Non-Resident Withholding Tax (Part XIII) Canada 2026 — Section 215, Treaty Rates, NR4

Quick Answer

The Non-resident withholding tax Part XIII Canada 2026 rule in one paragraph: Part XIII of the Income Tax Act imposes a flat 25% tax on most passive-income payments — rents, royalties, dividends, interest, management or administration fees, pension benefits, and certain trust distributions — made by a Canadian resident to a non-resident. The tax is the non-resident’s liability under section 212, but section 215 makes the Canadian payer strictly liable to withhold and remit the tax on or before the 15th day of the month following the payment. The default 25% rate is reduced for residents of countries that have a tax treaty with Canada, but only if the payer collects valid treaty-rate documentation (typically Form NR301 for individuals, NR302 for partnerships, or NR303 for hybrid entities) before applying the reduced rate. The US-Canada Tax Convention provides the most-commonly-applied reductions: 5% on dividends to a corporate parent owning at least 10% of the Canadian payer (15% otherwise), 0% on most arm’s-length interest, 10% on most royalties (0% on copyright royalties for literary, dramatic, musical, or artistic works other than films), and 25% (treaty does not reduce) on Canadian-source pensions paid to US residents (offset by US foreign-tax-credit mechanics). The Canadian payer files an NR4 information return by March 31 of the year following the payment, with both summary and slip components. Two elective regimes change the default: section 216 allows a non-resident receiving Canadian-source rents (real-property only) to elect to file a Canadian return reporting net rental income at progressive rates rather than 25% gross — frequently producing a substantial refund of withheld tax; section 217 allows a non-resident with Canadian-source pension, RRSP, RRIF, or similar income to elect to be taxed on those amounts as if Canadian resident, accessing the basic personal amount and progressive brackets where the gross-rate withholding would otherwise be punitive. The strict-liability penalty under section 227(8) for failure to withhold is 10% of the unwithheld amount on first occurrence, rising to 20% on a second occurrence in the same year — and the payer cannot recover the under-withheld tax from the non-resident after the fact.

What payments are subject to Part XIII

Section 212 lists the categories of payment from a Canadian resident to a non-resident that attract Part XIII tax. The most common categories for owner-managers and corporate-finance teams:

Dividends from a Canadian corporation — section 212(2). Default 25%; commonly reduced by treaty to 5%, 10%, or 15%.

Interest paid to a related non-resident — section 212(1)(b). Interest paid to an arm’s-length non-resident is generally exempt under subparagraph 212(1)(b)(i) (the 2008 exemption for arm’s-length interest). Related-party interest remains taxable at 25% (often reduced by treaty to 0% under most modern Canadian treaties, including the US treaty).

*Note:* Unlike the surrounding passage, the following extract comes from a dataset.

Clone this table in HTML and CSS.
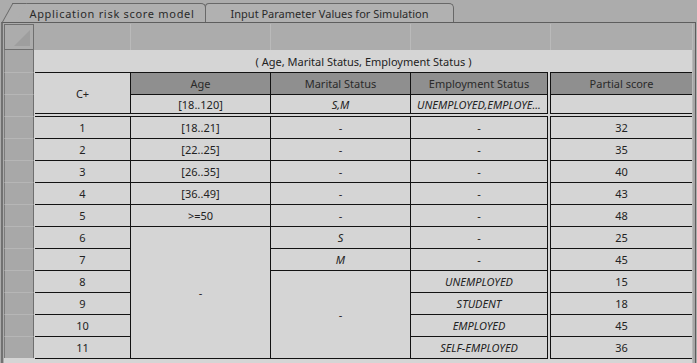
FILE: index.html
```html
<!DOCTYPE html>
<html>
<head>
<meta charset="utf-8">
<title>Application risk score model</title>
<link rel="stylesheet" href="styles.css">
</head>
<body>
<div class="tabs">
  <div class="tab tab-active">Application risk score model</div>
  <div class="tab tab-other">Input Parameter Values for Simulation</div>
</div>
<div class="frame">
  <div class="sheet">
    <div class="corner"><svg width="16" height="16" viewBox="0 0 16 16"><polygon points="0,16 16,16 16,0" fill="#9e9e9e"/></svg></div>
    <div class="colheads">
      <div class="ch ch1"></div>
      <div class="ch ch2"></div>
      <div class="ch ch3"></div>
      <div class="ch ch4"></div>
      <div class="ch ch5"></div>
    </div>
    <div class="gutter gutter-top"></div>
    <div class="rowheads">
      <div class="rh"></div><div class="rh"></div><div class="rh"></div><div class="rh"></div>
      <div class="rh"></div><div class="rh"></div><div class="rh"></div><div class="rh"></div>
      <div class="rh"></div><div class="rh"></div><div class="rh"></div><div class="rh"></div>
      <div class="rh"></div><div class="rh"></div>
    </div>
    <div class="content">
      <table class="grid">
        <colgroup>
          <col class="col-a"><col class="col-b"><col class="col-c"><col class="col-d"><col class="col-gap"><col class="col-e">
        </colgroup>
        <tr class="title"><td colspan="6">( Age, Marital Status, Employment Status )</td></tr>
        <tr class="head">
          <td class="cp" rowspan="2">C+</td>
          <td class="hd">Age</td>
          <td class="hd">Marital Status</td>
          <td class="hd">Employment Status</td>
          <td class="gap" rowspan="2"></td>
          <td class="hd e">Partial score</td>
        </tr>
        <tr class="vals">
          <td>[18..120]</td>
          <td class="i">S,M</td>
          <td class="i">UNEMPLOYED,EMPLOYE...</td>
          <td class="e"></td>
        </tr>
        <tr class="sp"><td colspan="6"></td></tr>
        <tr class="row first"><td>1</td><td>[18..21]</td><td>-</td><td>-</td><td class="gap"></td><td class="e">32</td></tr>
        <tr class="row"><td>2</td><td>[22..25]</td><td>-</td><td>-</td><td class="gap"></td><td class="e">35</td></tr>
        <tr class="row"><td>3</td><td>[26..35]</td><td>-</td><td>-</td><td class="gap"></td><td class="e">40</td></tr>
        <tr class="row"><td>4</td><td>[36..49]</td><td>-</td><td>-</td><td class="gap"></td><td class="e">43</td></tr>
        <tr class="row"><td>5</td><td>&gt;=50</td><td>-</td><td>-</td><td class="gap"></td><td class="e">48</td></tr>
        <tr class="row"><td>6</td><td rowspan="6">-</td><td class="i">S</td><td>-</td><td class="gap"></td><td class="e">25</td></tr>
        <tr class="row"><td>7</td><td class="i">M</td><td>-</td><td class="gap"></td><td class="e">45</td></tr>
        <tr class="row"><td>8</td><td rowspan="4">-</td><td class="i">UNEMPLOYED</td><td class="gap"></td><td class="e">15</td></tr>
        <tr class="row"><td>9</td><td class="i">STUDENT</td><td class="gap"></td><td class="e">18</td></tr>
        <tr class="row"><td>10</td><td class="i">EMPLOYED</td><td class="gap"></td><td class="e">45</td></tr>
        <tr class="row"><td>11</td><td class="i">SELF-EMPLOYED</td><td class="gap"></td><td class="e">36</td></tr>
      </table>
    </div>
    <div class="gutter"></div>
  </div>
</div>
</body>
</html>
```

FILE: styles.css
```css
* { box-sizing: border-box; }
html, body { margin: 0; padding: 0; }
body {
  width: 697px;
  height: 363px;
  overflow: hidden;
  background: #acacac;
  font-family: "Noto Sans", "DejaVu Sans", sans-serif;
  font-size: 11px;
  color: #1f1f1f;
}

/* tabs */
.tabs {
  display: flex;
  align-items: flex-end;
  height: 22px;
  padding-left: 13px;
}
.tab {
  position: relative;
  height: 19px;
  border: 1px solid #686868;
  border-bottom: none;
  display: flex;
  align-items: center;
  justify-content: center;
  font-size: 11px;
  color: #2a2a2a;
  background: #afafaf;
}
.tab-active {
  width: 193px;
  border-left: none;
  border-top-right-radius: 5px;
  letter-spacing: 0.7px;
  padding-left: 6px;
}
.tab-active::before {
  content: "";
  position: absolute;
  left: -11px;
  top: -1px;
  bottom: 0;
  width: 13px;
  border-left: 1px solid #686868;
  border-top: 1px solid #686868;
  background: #afafaf;
  transform: skewX(-29deg);
  transform-origin: bottom left;
}
.tab-other {
  width: 249px;
  margin-left: -1px;
  border-top-left-radius: 4px;
  border-top-right-radius: 5px;
  background: #b1b1b1;
}

/* frame */
.frame {
  width: 695px;
  height: 341px;
  margin-left: 1px;
  border-left: 2px solid #727272;
  border-top: 1px solid #5e5e5e;
  border-right: 1px solid #5e5e5e;
  padding: 1px 0 0 1px;
}
.sheet {
  display: grid;
  grid-template-columns: 30px 658px 3px;
  grid-template-rows: 26px 314px;
  background: #d5d5d5;
}
.corner {
  border: 1px solid #6f6f6f;
  background: #acacac;
  display: flex;
  align-items: flex-end;
  justify-content: flex-end;
  padding: 0 3px 3px 0;
}
.corner svg { display: block; }
.colheads {
  display: flex;
  background: #acacac;
}
.ch { border-right: 1px solid #bababa; }
.ch1 { width: 97px; }
.ch2, .ch3, .ch4 { width: 140px; }
.ch5 { flex: 1; border-right: none; }
.gutter { background: #a7a7a7; border-left: 1px solid #b9b9b9; }
.gutter-top { background: #acacac; }

.rowheads {
  display: flex;
  flex-direction: column;
  align-self: start;
}
.rh {
  height: 22px;
  background: #a8a8a8;
  border-left: 1px solid #7c7c7c;
  border-right: 1px solid #6f6f6f;
}
.rh + .rh { border-top: 1px solid #b6b6b6; }

.content {
  background: #d5d5d5;
  padding-left: 1px;
}

/* table */
.grid {
  border-collapse: separate;
  border-spacing: 0;
  table-layout: fixed;
  width: 657px;
}
.col-a { width: 96px; }
.col-b { width: 140px; }
.col-c { width: 140px; }
.col-d { width: 137px; }
.col-gap { width: 2px; }
.col-e { width: 142px; }

.grid td {
  padding: 0;
  text-align: center;
  vertical-align: middle;
  white-space: nowrap;
  overflow: hidden;
  border-right: 1px solid #121212;
  border-bottom: 1px solid #121212;
  color: #222;
}
.grid td.e { border-left: 1px solid #121212; border-right: none; }
.grid td.gap { border: none; }
.grid td.i { font-style: italic; }

.grid tr.title { height: 22px; }
.grid tr.title td { border: none; padding-top: 1px; }
.grid tr.head { height: 23px; }
.grid tr.head td { border-top: 1px solid #121212; }
.grid tr.head td.gap { border: none; }
.grid td.hd { background: #8f8f8f; color: #2a2a2a; }
.grid tr.vals { height: 19px; }
.grid tr.sp { height: 2px; }
.grid tr.sp td { border: none; height: 2px; font-size: 0; line-height: 0; }
.grid tr.row { height: 22px; }
.grid tr.first { height: 23px; }
.grid tr.first td { border-top: 1px solid #121212; }
.grid tr.first td.gap { border: none; }
```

Royalties — section 212(1)(d). Default 25%; commonly reduced to 0%, 5%, or 10% by treaty. The royalty article in most treaties draws fine distinctions between copyright royalties (typically 0%), patent and trademark royalties (often 10%), and equipment-rental “royalties” (often 10% or full domestic 25%).

Rents from Canadian real property — section 212(1)(d)(i). Default 25% on gross rents. Most treaties do not reduce the rental rate (treaty rates typically apply only to portfolio-style passive income, not active real estate). The section 216 election is the standard mitigation.

Management or administration fees — section 212(1)(a). Default 25%. Treaty reductions vary but are commonly 0% for arm’s-length fees in modern treaties. The fees paid to a US parent for genuine management services are typically not subject to withholding under the US treaty’s business-profits article, provided the US parent has no permanent establishment in Canada.

Pension benefits, RRIF withdrawals, RRSP withdrawals, OAS, CPP — section 212(1)(h), (l), (m), (q). Default 25%. Treaties vary; the US treaty provides 15% on most periodic pensions, 25% on lump sums.

Income paid out of a Canadian trust to non-resident beneficiaries — section 212(1)(c). Default 25%.

What is NOT subject to Part XIII:

  • Active business income earned by a non-resident through a Canadian permanent establishment (subject to Part I tax via T2 filing instead).
  • Salary, wages, and remuneration paid for services performed in Canada by a non-resident employee (subject to source withholding under Regulation 102, not Part XIII).
  • Payments where the non-resident has, in fact, become a Canadian resident before the payment date.
  • Gross-up payments from a section 215(6) gross-up clause are themselves not separately taxable — they form part of the gross amount on which 25% is computed.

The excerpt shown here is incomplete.